Re: IC to lose out for Glastonbury 2004?
With thirty thousand tickets to the NUS currently representing (by their own claim)5 million students, the whole of IC, proportionally, should receive seventy (and almost one of those for Wye). Yes, they would be seventy very happy students, but I doubt that would be enough to bring ICU into the NUS unless general opinion has changed significantly for other reasons in the last year.
Nichola
Re: IC to lose out for Glastonbury 2004?
Oh dear, Nics been doing maths again hasn't she? I don't know about Glastonbury, but Reading Festival is pretty splendiferwacky.
Cat
Re: IC to lose out for Glastonbury 2004?
Maybe ICU could persuade Reading or another such festival to give us tickets, rather than chasing Glastonbury? Convince them that NUS= "Mainstream," so in approaching ICU they would be reaching an "Alternative" student audience for whom Glastonbury does not cater, that would fit the image many are trying to maintain very well.
Nichola
Re: IC to lose out for Glastonbury 2004?
My brothers going to Reading this year and hes pretty alternative although I prefer the words flaming idiot. For starters his spellings worse than mine.
Cat
Re: IC to lose out for Glastonbury 2004?
although admittedly this would require a lot of good organization and management of money, why don't students that want tickets go to some kind of student-organized ticketing service, which could take student orders and money and then take all the tickets and collectively buy them.

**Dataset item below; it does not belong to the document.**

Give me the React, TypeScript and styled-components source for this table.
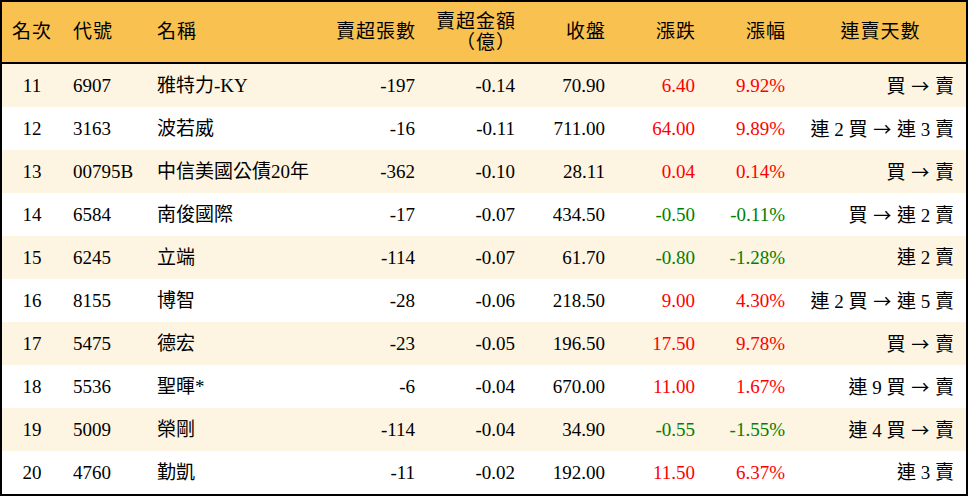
import React from 'react'
import styled, { createGlobalStyle } from 'styled-components'

const GlobalStyle = createGlobalStyle`
  html, body {
    margin: 0;
    padding: 0;
    background: #ffffff;
  }
`

type Align = 'left' | 'right' | 'center'

type RowData = {
  rank: string
  code: string
  name: string
  shares: string
  amount: string
  close: string
  change: string
  pct: string
  streak: string
}

const columns = '60px 84px 184px 95px 100px 90px 90px 90px 1fr'

const Table = styled.div`
  width: 968px;
  height: 496px;
  box-sizing: border-box;
  border: 2px solid #000;
  font-family: "Liberation Serif", "Noto Sans CJK TC", serif;
  color: #000;
  display: flex;
  flex-direction: column;
`

const HeaderRow = styled.div`
  display: grid;
  grid-template-columns: ${columns};
  height: 60px;
  background: #f8c150;
  border-bottom: 2px solid #000;
  font-size: 19px;
`

const Row = styled.div<{ $odd: boolean }>`
  display: grid;
  grid-template-columns: ${columns};
  height: 43px;
  background: ${p => (p.$odd ? '#fdf4e1' : '#ffffff')};
  font-size: 19px;
`

const Cell = styled.div<{ $align: Align; $color?: string; $pad?: number }>`
  display: flex;
  align-items: center;
  justify-content: ${p =>
    p.$align === 'left' ? 'flex-start' : p.$align === 'right' ? 'flex-end' : 'center'};
  text-align: ${p => p.$align};
  padding: ${p =>
    p.$align === 'left' ? '0 0 0 11px' : p.$align === 'right' ? `0 ${p.$pad ?? 10}px 0 0` : '0'};
  color: ${p => p.$color || '#000'};
  white-space: nowrap;
  line-height: 22px;
`

const HeadCell = styled(Cell)`
  letter-spacing: 1px;
`

const Stack = styled.span`
  display: flex;
  flex-direction: column;
  align-items: flex-end;
  line-height: 21px;
`

const Arrow = styled.span`
  font-family: "Noto Sans CJK TC", sans-serif;
  font-size: 18px;
  margin: 0 1px;
`

const rows: RowData[] = [
  { rank: '11', code: '6907', name: '雅特力-KY', shares: '-197', amount: '-0.14', close: '70.90', change: '6.40', pct: '9.92%', streak: '買 → 賣' },
  { rank: '12', code: '3163', name: '波若威', shares: '-16', amount: '-0.11', close: '711.00', change: '64.00', pct: '9.89%', streak: '連 2 買 → 連 3 賣' },
  { rank: '13', code: '00795B', name: '中信美國公債20年', shares: '-362', amount: '-0.10', close: '28.11', change: '0.04', pct: '0.14%', streak: '買 → 賣' },
  { rank: '14', code: '6584', name: '南俊國際', shares: '-17', amount: '-0.07', close: '434.50', change: '-0.50', pct: '-0.11%', streak: '買 → 連 2 賣' },
  { rank: '15', code: '6245', name: '立端', shares: '-114', amount: '-0.07', close: '61.70', change: '-0.80', pct: '-1.28%', streak: '連 2 賣' },
  { rank: '16', code: '8155', name: '博智', shares: '-28', amount: '-0.06', close: '218.50', change: '9.00', pct: '4.30%', streak: '連 2 買 → 連 5 賣' },
  { rank: '17', code: '5475', name: '德宏', shares: '-23', amount: '-0.05', close: '196.50', change: '17.50', pct: '9.78%', streak: '買 → 賣' },
  { rank: '18', code: '5536', name: '聖暉*', shares: '-6', amount: '-0.04', close: '670.00', change: '11.00', pct: '1.67%', streak: '連 9 買 → 賣' },
  { rank: '19', code: '5009', name: '榮剛', shares: '-114', amount: '-0.04', close: '34.90', change: '-0.55', pct: '-1.55%', streak: '連 4 買 → 賣' },
  { rank: '20', code: '4760', name: '勤凱', shares: '-11', amount: '-0.02', close: '192.00', change: '11.50', pct: '6.37%', streak: '連 3 賣' },
]

const tone = (v: string) => (v.startsWith('-') ? '#008000' : '#ff0000')

const Streak = ({ text }: { text: string }) => {
  const parts = text.split('→')
  return (
    <span>
      {parts.map((part, i) => (
        <React.Fragment key={i}>
          {i > 0 && <Arrow>→</Arrow>}
          {part}
        </React.Fragment>
      ))}
    </span>
  )
}

export default function App() {
  return (
    <>
      <GlobalStyle />
      <Table>
        <HeaderRow>
          <HeadCell $align="center">名次</HeadCell>
          <HeadCell $align="left">代號</HeadCell>
          <HeadCell $align="left">名稱</HeadCell>
          <HeadCell $align="right" $pad={9}>賣超張數</HeadCell>
          <HeadCell $align="right" $pad={9}>
            <Stack>
              <span>賣超金額</span>
              <span>（億）</span>
            </Stack>
          </HeadCell>
          <HeadCell $align="right" $pad={9}>收盤</HeadCell>
          <HeadCell $align="right" $pad={9}>漲跌</HeadCell>
          <HeadCell $align="right" $pad={9}>漲幅</HeadCell>
          <HeadCell $align="center">連賣天數</HeadCell>
        </HeaderRow>
        {rows.map((r, i) => (
          <Row key={r.rank} $odd={i % 2 === 0}>
            <Cell $align="center">{r.rank}</Cell>
            <Cell $align="left">{r.code}</Cell>
            <Cell $align="left">{r.name}</Cell>
            <Cell $align="right">{r.shares}</Cell>
            <Cell $align="right">{r.amount}</Cell>
            <Cell $align="right">{r.close}</Cell>
            <Cell $align="right" $color={tone(r.change)}>{r.change}</Cell>
            <Cell $align="right" $color={tone(r.pct)}>{r.pct}</Cell>
            <Cell $align="right" $pad={12}><Streak text={r.streak} /></Cell>
          </Row>
        ))}
      </Table>
    </>
  )
}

It would avoid problems of some students buying tickets too late.... But it would require good management as I said, nobody wants to see their money just lost or worse, stolen, and I'm not even sure that's legal (it's prolly illegal to distribute the tickets like that isn't it?). Still, it's an idea.
Hippieman
Re: IC to lose out for Glastonbury 2004?
But that would still require the "student-organized ticketing service" to be able to get hold of a large number of tickets, which they tried to avoid this year by only selling a couple to each caller, and the way tickets sold this year, you'd be lucky to get through on time once. So however its organised, the issue is availability of the tickets in the first place, which would mean a special advanced arrangement with the vendors.